LUMBERTON — A St. Pauls man has been sentenced to almost 25 years in prison after he pled guilty to second-degree murder for shooting a man multiple times in the neck and head.
De’Ante Syvale Harris, 29, of East Worth Street, had at one time been scheduled to face the death penalty, but his lawyers successfully argued he was mentally retarded.
Harris was sentenced last week to a minimum of 19 years and nine months in prison, and a maximum of 24 years and six months for shooting and killing his aunt’s boyfriend, Dexter Conrad Stevenson, on Nov. 24, 2007.
The shooting resulted from an argument that took place on Keith Street, according to Robeson County District Attorney Johnson Britt.
Someone went to the home of Harris’ aunt, Brenda Harris, and told her that Stevenson was down the street “acting foolish,” Britt said.
“She looked out and Mr. Stevenson was down the street about a block, dancing with a stop sign,” Britt said.
Several men began making fun of Stevenson, Britt said. After an exchange of words, one of the men went to De’Ante Harris’ home and told him that Stevenson said “he was going to shut down the block. Mr. Harris came out, and he and Mr. Stevenson started exchanging words,” Britt said.
During a “heated exchange” between Stevenson and Harris, a neighbor called St. Pauls police, Britt said. Officer Brent Adkins, who was patrolling nearby, answered the call.
“He was acquainted with Harris. When he pulled up, he saw Harris in the street arguing with an individual he did not know, who was later identified as Mr. Stevenson,” Britt said.
After getting the two men separated, Adkins was escorting Stevenson to Brenda Harris’ home when he heard a gunshot at very close range, Britt said.
“Unbeknownst to him, Mr. Harris had followed them. He didn’t see a gun, so he did not check the defendant to see if he actually had a gun,” Britt said.
Harris shot Stevenson once in the neck, severing his spinal cord, Britt said.
After running for cover and drawing his gun, Adkins saw Harris shoot Stevenson four more times, Britt said.
When Harris didn’t comply with Adkins’ order to put down his gun, Adkins shot him once in the gut, which “disabled him,” Britt said.
Adkins was later cleared of any wrongdoing by the State Bureau of Investigation.
The case was set to go to trial as a capital case in July 2010 but the defense got it continued “because they wanted to pursue a claim of mental retardation,” Britt said.
Federal and state laws dictate that an individual who is found to be mentally retarded cannot face the death penalty.

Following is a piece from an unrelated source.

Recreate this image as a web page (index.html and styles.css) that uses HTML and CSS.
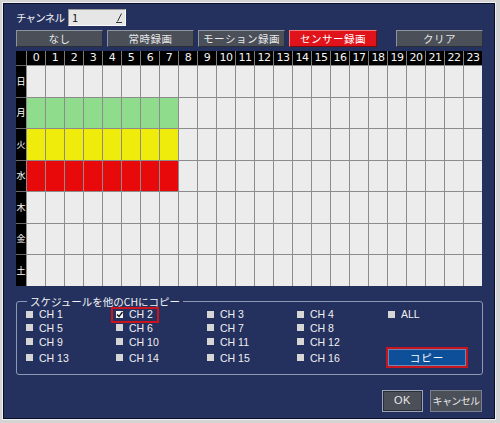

A pre-trial hearing to determine whether or not Harris was mentally retarded began on Jan. 13. On Jan. 17, the judge declared that he was mentally retarded, “so the case would proceed non-capitally,” Britt said.
A psychologist testified that Harris functioned at the intellectual level of someone with a fifth- or sixth-grade education and an IQ of 65, Britt said.
“… A plea offer was made,” Britt said.
Scheduled for trial next week is Ronald Jiggetts Jr., of Maxton, who faces charges of first-degree murder as well as kidnapping, robbery and burglary charges for a December 2007 home invasion in Pembroke during which Andy Oxendine was shot and killed.
Also scheduled for trial next week is the case of Rodney Jones Jr., who is charged with first-degree murder in the January 2009 shooting death of Bobby Glenn Mitchell. Mitchell, who had been shot in the head, was found dead inside a shed that he lived in.